In Presbyterian ecclesiology, we only require a credible profession of faith to come to the Lord's table. To demand that someone "prove" they are regenerate is not a Presbyterian practice. For the individuals own personal assurance that he is born again, however, he will need to discern the inward marks that he is a child of God. Note that the Larger Catechism only calls for the exclusion of those who are ignorant or scandalous from the Lord's Supper. It does not demand that the communicant "prove" to the elders that he is regenerate, as that is something the elders can never definitely know.


----------



## Reformed Covenanter (Nov 27, 2015)

alexandermsmith said:


> Reformed Covenanter said:
> 
> 
> > alexandermsmith said:
> ...



So do you regard several men here, who are some of the most zealous men for Sabbath observance that I have ever met, "Sabbath breakers"? Seriously, reading PB on the Sabbath is no different to reading a theological book or talking to others about spiritual things. To use it on the Lord's Day is keeping the Sabbath, not breaking it. What a blessing it is to live in the internet age, which if used rightly is actually a help to Sabbath keeping rather than a hindrance.


----------



## RamistThomist (Nov 27, 2015)

Vipers in Covenant Diapers.


----------



## Reformed Covenanter (Nov 27, 2015)

ReformedReidian said:


> Vipers in Covenant Diapers.



 If you believe that you may as well be a Baptist.


----------



## au5t1n (Nov 27, 2015)

Maybe there should be a spinoff thread on the matter of Internet on the Sabbath to avoid needless distraction from the concerns raised in the OP. It is not new that there are folks on both sides of the question here, as it has been discussed a few times before.


----------



## Reformed Covenanter (Nov 27, 2015)

au5t1n said:


> Maybe there should be a spinoff thread on the matter of Internet on the Sabbath to avoid needless distraction from the concerns raised in the OP. It is not new that there are folks on both sides of the question here, as it has been discussed a few times before.



Agreed.


----------



## RamistThomist (Nov 27, 2015)

Reformed Covenanter said:


> ReformedReidian said:
> 
> 
> > Vipers in Covenant Diapers.
> ...



It's from John Gerstner. He was waxing eloquently in his Church History lectures on how children should be viewed as vipers in diapers. Someone said since they are covenant children, shouldn't they be seen as vipers in Covenant diapers. He didn't like the adjective. Neither position was actually right!


----------



## Reformed Covenanter (Nov 27, 2015)

ReformedReidian said:


> Reformed Covenanter said:
> 
> 
> > ReformedReidian said:
> ...



Dr Gerstner did have a way with words!


----------



## Reformed Covenanter (Nov 27, 2015)

TheOldCourse said:


> The point being made above is that we can certainly discuss and critique the merit's of Hart and Clary's ideas just as they have Murray or Jones, but to my knowledge they have never but made clear they regard those men as brothers in Christ and are confident of their standing before Christ. You have instead called the very souls of Hart and Clary into question and invoked criticisms not just of their teachings but their persons which is a serious affair and must needs be substantiated.

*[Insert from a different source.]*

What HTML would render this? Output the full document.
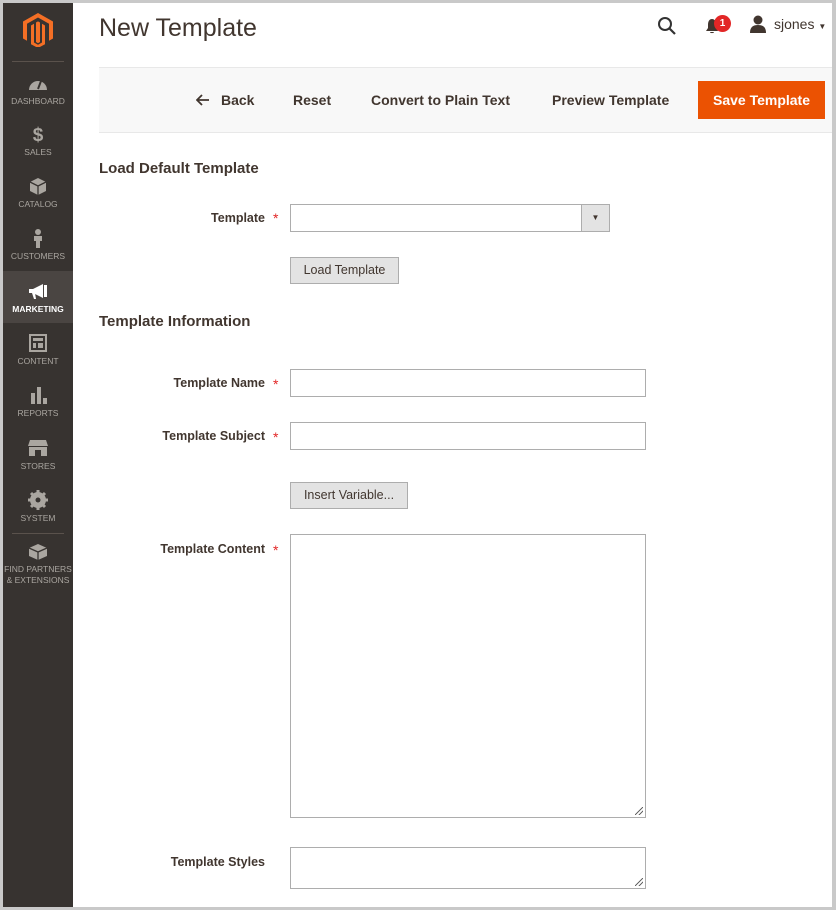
<!DOCTYPE html>
<html><head><meta charset="utf-8"><style>
*{box-sizing:border-box;margin:0;padding:0}
body{width:836px;height:910px;background:#fff;font-family:"Liberation Sans",sans-serif;color:#303030;position:relative;overflow:hidden}
.frame{position:absolute;left:0;top:0;width:836px;height:910px;border-top:3px solid #c9c9c9;border-left:3px solid #c9c9c9;border-right:4px solid #c9c9c9;border-bottom:3px solid #c9c9c9}
.side{position:absolute;left:3px;top:3px;width:70px;height:904px;background:#373330}
.logo{position:absolute;left:20px;top:10px}
.sep{position:absolute;left:9px;width:52px;height:1px;background:#5a524c}
.item{position:absolute;left:0;width:70px;text-align:center;color:#aaa6a0;font-size:8.5px;line-height:11px}
.item svg{display:block;margin:0 auto 3px}
.item.act{background:#4a4542;color:#fff;font-weight:bold}
.abs{position:absolute}
h1{position:absolute;left:99px;top:14px;font-size:25px;font-weight:normal;color:#41362f}
.bar{position:absolute;left:99px;top:67px;width:733px;height:66px;background:#f8f8f8;border-top:1px solid #e8e8e8;border-bottom:1px solid #e8e8e8}
.bt{position:absolute;top:92px;font-size:14px;color:#41362f;font-weight:bold}
.save{position:absolute;left:698px;top:81px;width:127px;height:38px;background:#eb5202;color:#fff;font-size:14px;font-weight:bold;text-align:center;line-height:38px}
h2{position:absolute;left:99px;font-size:15px;font-weight:bold;color:#41362f}
.lbl{position:absolute;width:200px;left:65px;text-align:right;font-size:12.5px;font-weight:bold;color:#41362f}
.req{position:absolute;left:273px;color:#e22626;font-size:14px}
.inp{position:absolute;left:290px;border:1px solid #adadad;background:#fff}
.btn{position:absolute;left:290px;height:27px;background:#e3e3e3;border:1px solid #adadad;font-size:12.5px;color:#41362f;text-align:center;line-height:25px}
.grip{position:absolute;right:2px;bottom:2px;width:8px;height:8px;background:linear-gradient(135deg,transparent 45%,#666 45%,#666 55%,transparent 55%,transparent 70%,#666 70%,#666 80%,transparent 80%)}
</style></head><body>
<div class="frame"></div>
<div class="side">
<svg class="logo" width="30" height="34" viewBox="0 0 30 34"><path d="M15 0L30 8.5V25.5L26 27.8V10.8L15 4.5L4 10.8V27.8L0 25.5V8.5Z" fill="#f46f25"/><path d="M13 9.5L15 8.4L17 9.5V29L15 30.2L13 29Z" fill="#f46f25"/><path d="M8 12.5L11 10.8V29.5L15 31.8L19 29.5V10.8L22 12.5V31.2L15 35L8 31.2Z" fill="#f46f25"/></svg>
<div class="sep" style="top:58px"></div>
<div class="item" style="top:72px"><svg width="20" height="18" viewBox="0 0 20 18"><path d="M1 15A9 9 0 0 1 19 15Z" fill="#aaa6a0"/><path d="M10 14L13 6" stroke="#373330" stroke-width="2"/></svg>DASHBOARD</div>
<div class="item" style="top:121px"><svg width="20" height="20" viewBox="0 0 20 20"><text x="10" y="17" text-anchor="middle" font-size="19" font-weight="bold" fill="#aaa6a0" font-family="Liberation Sans">$</text></svg>SALES</div>
<div class="item" style="top:173px"><svg width="20" height="20" viewBox="0 0 20 20"><path d="M10 2L18 6V15L10 19L2 15V6Z" fill="#aaa6a0"/><path d="M2 6L10 10L18 6M10 10V19" stroke="#373330" stroke-width="1.3" fill="none"/></svg>CATALOG</div>
<div class="item" style="top:225px"><svg width="20" height="20" viewBox="0 0 20 20"><circle cx="10" cy="4" r="3" fill="#aaa6a0"/><path d="M6 8H14V13H12V20H8V13H6Z" fill="#aaa6a0"/></svg>CUSTOMERS</div>
<div class="item act" style="top:268px;height:52px;padding-top:12px"><svg width="22" height="18" viewBox="0 0 22 18"><path d="M2 6H6L16 1V15L6 10H2Z" fill="#fff"/><rect x="17" y="2" width="3" height="12" fill="#fff"/><path d="M5 10L7 16H9L8 10" fill="#fff"/></svg>MARKETING</div>
<div class="item" style="top:330px"><svg width="20" height="20" viewBox="0 0 20 20"><rect x="2" y="2" width="16" height="16" fill="none" stroke="#aaa6a0" stroke-width="2"/><rect x="5" y="5" width="10" height="3" fill="#aaa6a0"/><rect x="5" y="10" width="3" height="5" fill="#aaa6a0"/><rect x="10" y="10" width="5" height="5" fill="#aaa6a0"/></svg>CONTENT</div>
<div class="item" style="top:382px"><svg width="20" height="20" viewBox="0 0 20 20"><rect x="3" y="8" width="4" height="11" fill="#aaa6a0"/><rect x="9" y="2" width="4" height="17" fill="#aaa6a0"/><rect x="15" y="13" width="4" height="6" fill="#aaa6a0"/></svg>REPORTS</div>
<div class="item" style="top:435px"><svg width="22" height="20" viewBox="0 0 22 20"><path d="M3 2H19L21 8H1Z" fill="#aaa6a0"/><rect x="2" y="9" width="18" height="9" fill="#aaa6a0"/><rect x="8" y="12" width="6" height="6" fill="#373330"/></svg>STORES</div>
<div class="item" style="top:487px"><svg width="20" height="20" viewBox="0 0 20 20"><circle cx="10" cy="10" r="6" fill="none" stroke="#aaa6a0" stroke-width="4"/><path d="M10 0V20M0 10H20M3 3L17 17M17 3L3 17" stroke="#aaa6a0" stroke-width="3"/><circle cx="10" cy="10" r="2.5" fill="#373330"/></svg>SYSTEM</div>
<div class="sep" style="top:530px"></div>
<div class="item" style="top:538px"><svg width="22" height="20" viewBox="0 0 22 20"><path d="M11 3L20 7V15L11 19L2 15V7Z" fill="#aaa6a0"/><path d="M2 7L11 11L20 7M11 11V19" stroke="#373330" stroke-width="1.3" fill="none"/></svg>FIND PARTNERS<br>&amp; EXTENSIONS</div>
</div>
<h1>New Template</h1>
<svg class="abs" style="left:657px;top:16px" width="20" height="20" viewBox="0 0 20 20"><circle cx="8" cy="8" r="6" fill="none" stroke="#333" stroke-width="2"/><path d="M12.5 12.5L18 18" stroke="#333" stroke-width="2.2"/></svg>
<svg class="abs" style="left:704px;top:18px" width="16" height="16" viewBox="0 0 16 16"><path d="M8 1C5 1 4 4 4 7V10L2 13H14L12 10V7C12 4 11 1 8 1ZM6 14H10C10 15.5 6 15.5 6 14Z" fill="#41362f"/></svg>
<div class="abs" style="left:714px;top:15px;width:17px;height:17px;border-radius:50%;background:#e22626;color:#fff;font-size:10px;font-weight:bold;text-align:center;line-height:17px">1</div>
<svg class="abs" style="left:749px;top:15px" width="18" height="18" viewBox="0 0 18 18"><circle cx="9" cy="5" r="4.5" fill="#41362f"/><path d="M1 18C1 12 4 10 9 10S17 12 17 18Z" fill="#41362f"/></svg>
<div class="abs" style="left:774px;top:16px;font-size:14px;color:#41362f">sjones <span style="font-size:8px">▼</span></div>
<div class="bar"></div>
<svg class="abs" style="left:196px;top:94px" width="14" height="12" viewBox="0 0 14 12"><path d="M13 6H2M6 1L1 6L6 11" stroke="#41362f" stroke-width="1.8" fill="none"/></svg>
<div class="bt" style="left:221px">Back</div>
<div class="bt" style="left:293px">Reset</div>
<div class="bt" style="left:371px">Convert to Plain Text</div>
<div class="bt" style="left:552px">Preview Template</div>
<div class="save">Save Template</div>

<h2 style="top:160px">Load Default Template</h2>
<div class="lbl" style="top:211px">Template</div><div class="req" style="top:210px">*</div>
<div class="inp" style="top:204px;width:320px;height:28px"><div style="position:absolute;right:0;top:0;width:28px;height:26px;background:#e3e3e3;border-left:1px solid #adadad;font-size:8px;text-align:center;line-height:26px;color:#41362f">▼</div></div>
<div class="btn" style="top:257px;width:109px">Load Template</div>

<h2 style="top:313px">Template Information</h2>
<div class="lbl" style="top:376px">Template Name</div><div class="req" style="top:376px">*</div>
<div class="inp" style="top:369px;width:356px;height:28px"></div>
<div class="lbl" style="top:429px">Template Subject</div><div class="req" style="top:429px">*</div>
<div class="inp" style="top:422px;width:356px;height:28px"></div>
<div class="btn" style="top:482px;width:118px">Insert Variable...</div>
<div class="lbl" style="top:542px">Template Content</div><div class="req" style="top:542px">*</div>
<div class="inp" style="top:534px;width:356px;height:284px"><div class="grip"></div></div>
<div class="lbl" style="top:855px">Template Styles</div>
<div class="inp" style="top:847px;width:356px;height:42px"><div class="grip"></div></div>
</body></html>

While D. G. Hart is a friend of mine, I differ with him on a number of issues - especially neo-2K theology. And while I largely reject revivalism, I did agree with some points that were made in the OP. Still, I see no evidence for the sweeping claims that are being made about the state of these men's souls.


----------



## Tyrese (Nov 27, 2015)

alexandermsmith said:


> Tyrese,
> 
> Thank you for your post. I appreciate the friendly and warm tone of it. I readily accept that the tone of my posts is harsh. I've never been the most apt at voicing disagreement in an agreeable fashion and blog posts only accentuate this tendency as all there is are the bare words. If you were offended by the tone of my posts I apologise. Contrary to appearances, I never set out to purposeful offend, especially another of the Lord's people. I also readily acknowledge that I have listened to a good many of the Reformed Forum podcasts, and many of those I have found very beneficial and interesting. I don't believe in commenting on every thing I hear, especially if it's only to say "Thank you" or "Excellent". I only comment if I feel I have something specific to say, or I feel something should be said which hasn't been said.
> 
> ...



Hi Alex, 

It does help. With that said, I do pray men on the board would take heed to your overall message as I to believe it to be valid. This is something that I've thought about many times. The only thing that I can think to do is reach out to these brothers and pray for them.

Thanks for your response!

Tyrese


----------



## JP Wallace (Nov 27, 2015)

While I would not agree with everything, I think the criticisms are too pointed.

A) the starting point was 18th century revivalism (as opposed to a belief in revival). This period was characterised by the expectation that a person must go through a crisis experience to be truly converted/accounted as regenerate. Whatever else was said I believe the main thrust of the discussion was to say that such a crisis was and is unnecessary. Especially in the case of children in a covenantal situation brought up under the family and church discipline of the Word, who never openly rebel, or go in to the world, such a radical crisis would be odd, and basically impossible in practice. This, I believe is what Dr Hart meant when he said, "convert from what".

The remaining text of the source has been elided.